Saturday, 31 May 2014

A Lesson: The Capture-Recapture method

I am teaching GCSE Statistics for the first time ever this year. I am lucky to be working with an able group of Year 10 students - all 24 achieved a level 8 on their end of Year 9 assessment - and I expect them to do well in their exam this summer.

I began the year with grand ideas about creating lots of engaging lessons. For example, in one of our first lessons in September, we used Spearman's Rank Correlation Coefficient to test the correlation between the scores given by Strictly Come Dancing judges. We then gave 8 vegetables a score out of 10 and used SRCC to find our perfect vegetable partner within the class!

However, I have not designed and taught as many lessons like this as I had hoped, largely due to the significant time demands of the Controlled Assessment part of the GCSE.

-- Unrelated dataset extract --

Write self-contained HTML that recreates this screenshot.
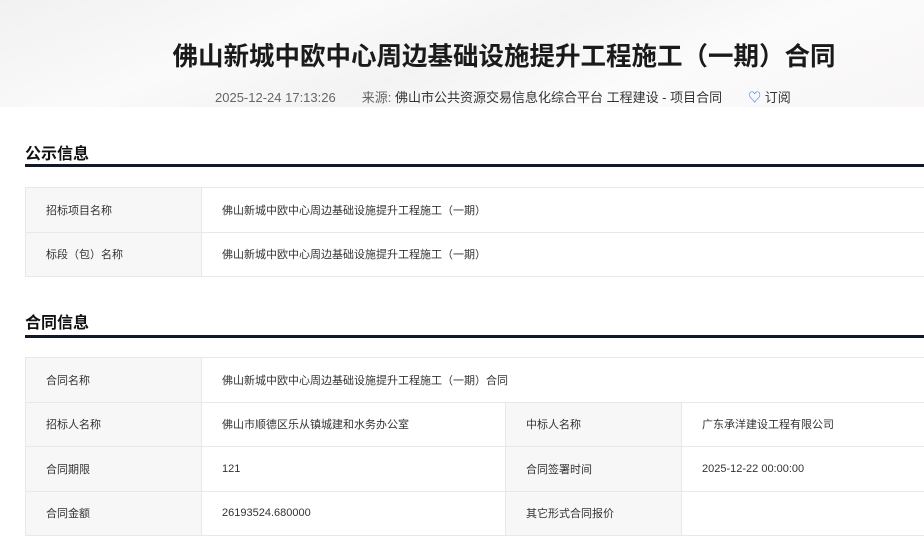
<!DOCTYPE html>
<html><head><meta charset="utf-8"><style>
*{margin:0;padding:0;box-sizing:border-box}
body{width:924px;height:556px;overflow:hidden;background:#fff;font-family:"Liberation Sans","Noto Sans CJK SC",sans-serif;color:#333;position:relative}
.hero{position:absolute;left:0;top:0;width:924px;height:107px;background:linear-gradient(160deg,#f1f1f1 0%,#fafafa 30%,#f3f3f3 50%,#fbfbfb 70%,#f8f6f6 100%)}
.title{position:absolute;left:0;width:1008px;top:36px;text-align:center;font-size:25.5px;font-weight:bold;color:#1a1a1a}
.meta{position:absolute;top:87px;left:215px;font-size:13px;color:#666;white-space:nowrap}
.meta span{color:#333}
.sec{position:absolute;left:25px;width:899px;font-size:16px;font-weight:bold;color:#111;border-bottom:3px solid #111827}
table{position:absolute;left:25px;width:920px;border-collapse:collapse;font-size:11px;color:#333}
td{border:1px solid #e8e8e8;height:44.5px;padding-left:20px}
td.l{background:#f7f7f7;width:176px}
</style></head><body>
<div class="hero"></div>
<div class="title">佛山新城中欧中心周边基础设施提升工程施工（一期）合同</div>
<div class="meta">2025-12-24 17:13:26<span style="color:#666;margin-left:26px">来源: </span><span>佛山市公共资源交易信息化综合平台 工程建设 - 项目合同</span><span style="margin-left:26px;color:#2b6de0">♡</span><span> 订阅</span></div>
<div class="sec" style="top:140px;height:27px">公示信息</div>
<table style="top:187px">
<tr><td class="l">招标项目名称</td><td>佛山新城中欧中心周边基础设施提升工程施工（一期）</td></tr>
<tr><td class="l">标段（包）名称</td><td>佛山新城中欧中心周边基础设施提升工程施工（一期）</td></tr>
</table>
<div class="sec" style="top:309px;height:29px">合同信息</div>
<table style="top:357px">
<tr><td class="l">合同名称</td><td colspan="3">佛山新城中欧中心周边基础设施提升工程施工（一期）合同</td></tr>
<tr><td class="l">招标人名称</td><td style="width:304px">佛山市顺德区乐从镇城建和水务办公室</td><td class="l" style="width:175px">中标人名称</td><td>广东承洋建设工程有限公司</td></tr>
<tr><td class="l">合同期限</td><td>121</td><td class="l">合同签署时间</td><td>2025-12-22 00:00:00</td></tr>
<tr><td class="l">合同金额</td><td>26193524.680000</td><td class="l">其它形式合同报价</td><td></td></tr>
</table>
</body></html>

Just before the May half-term holiday I decided it was high time we had a more engaging lesson and I planned the following lesson on the Capture-Recapture method. This was largely inspired by Julie Reulbach's blog about a lesson on the same topic.

I began with this video which is a great introduction to the topic and then explained that students were going to work in pairs to conduct their own capture-recapture experiment. Each pair of students received a lake with fish in and some tags (or a bowl of Weetos plus some Froot Loops on the side!)

Students had the support of the worksheet below but the rest was left up to them.

I was particularly keen to avoid teaching students a particular method for calculating their estimate of the total population. The text book gives the formulas below but as far as I am concerned this topic is just some reasonably straightforward proportion work and the formulas make for unnecessary complications.

Students seemed to enjoy the lesson, certainly understood the method and, most importantly of all, I had plenty of spare Froot Loops to take home for my 3 year old daughter!